Bu durum sadece toplumun halet-i ruhiyesini değil aynı zamanda toplumsal barışı da tehdit etmektedir.
Son zamanlarda sıklıkla önplanda durmaya çalışan CHP'li Tarsus Belediye Başkanı Haluk Bozdoğan’ın tutum ve yaklaşımlarının, izahı ve tanımı için bilim alanında çığır açan Sigmund Freud’un psikoanalizi önemli işaretler sunuyor bizlere. Freud yapmış olduğu çalışmalarında çocukluğu ve gelişim evresini farklı dönemlere ayırmış ve insanlığın süreç içerisinde geçirdiği/geçireceği kişilik özellikleri ile ilgili bir öngörüde bulunmuştur.
Bu çerçevede Oral Dönem olarak tanımlanan çocukluk gelişim aşamasında bir kişi, ağız yoluyla doyuma ulaşmaya çalışır. Bu doyuma erişemeyen çocuk, yetişkin bir birey haline geldiğinde dahi oral dönemde edinemediği doyumu tamamlama arayışı içerisine girer. Freud bu fiskasyonu izah ederken ağız yoluyla sağlanamayan doyumun, yıllar sonra yine ağız yoluyla ikmal etme arayışına girişir.
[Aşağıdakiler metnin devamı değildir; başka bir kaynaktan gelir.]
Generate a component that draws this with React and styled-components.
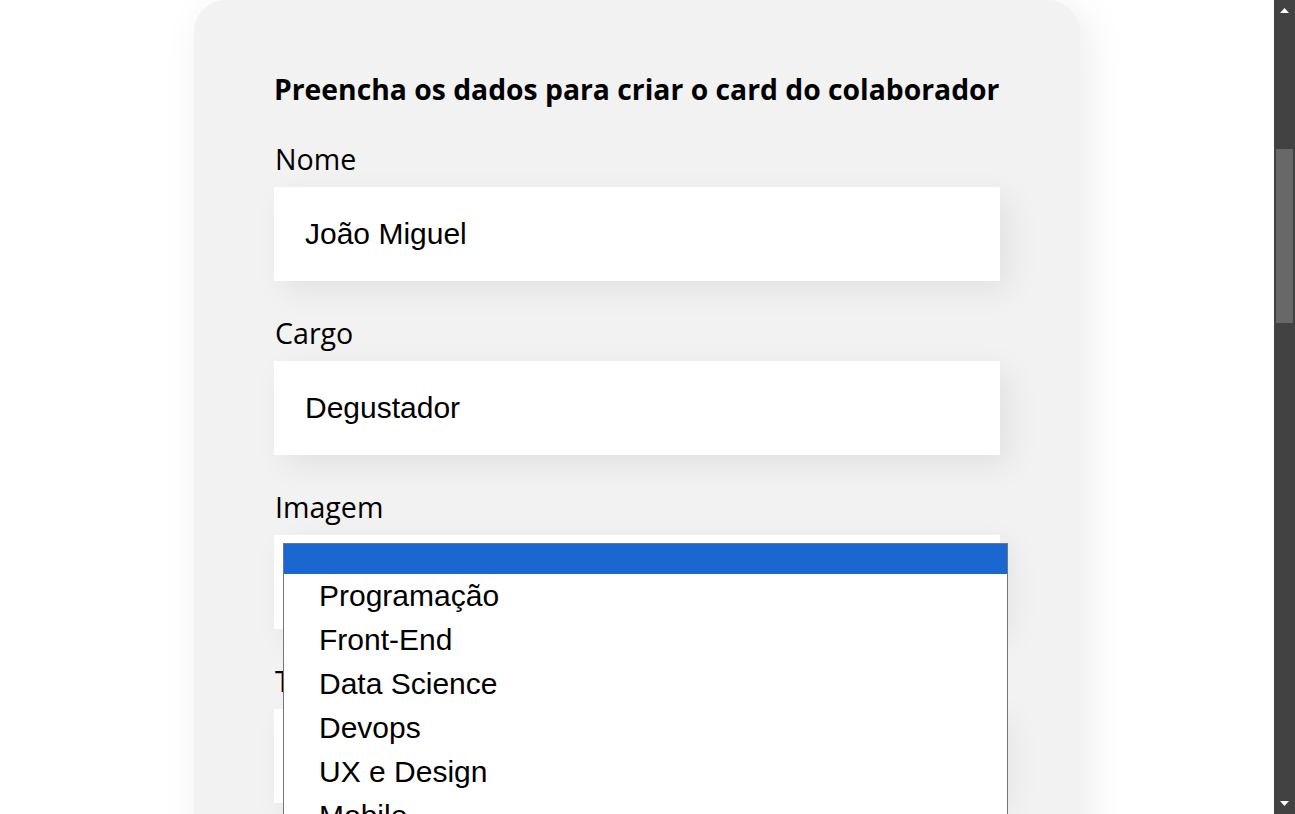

Peki nedir bu arayıştan kasıt? Bir kişi ağız doyumunu nasıl sağlayabilir ki?
Bu arayış yahut doyumun sağlanabileceğinin en önemli göstergelerinden biri: hakaret, küfür, iftira, tehdit vs. bu yaklaşımların sadece Freud’un teorisine bağlamak bilimsel açıdan sakıncalı olur. Bununla birlikte çevresel ve ailesel etmenlerin de bu tür tutum ve yaklaşımlara etkisi inkar edilemez.
Gel gelelim Haluk Bozdoğan’a? Sayın Bozdoğan bir kişi size ‘’Kimsin ulan Haluk Bozdoğan’’ diye hitap etse, sessiz kalır mısınız? Yahud ‘’Topluma kötü örnek oluyorsunuz, bu kötü ahlakı terk edin’’ demez misiniz? Kanımca dersiniz.
Peki siz seçilmiş üyelerine ‘’’Yaşlanmış Dinazorlar ’’ deme hadsizliğinizi nereden alıyorsunuz? Ya ‘’bu yaşlı dinazorlar Tarsus'a hizmet etmeme engel oluyorlar’’ sözünüzü unuttunuz mu?
Sayın Haluk Bozdoğan!
"Başarılı olmak isteyen her insan için iki kritik bilgi vardır;
Gücünü bilmek!
Haddini Bilmek!
Aslan olunca karanın kralı olduğunu bilmek gücünü bilmektir ama suya girip timsaha kafa tutmaması gerektiğini görmek ise haddini bilmektir."
Tarsus Belediye Başkanı Haluk Bozdoğan karanın kralı olarak suya girip timsaha kafa tutu.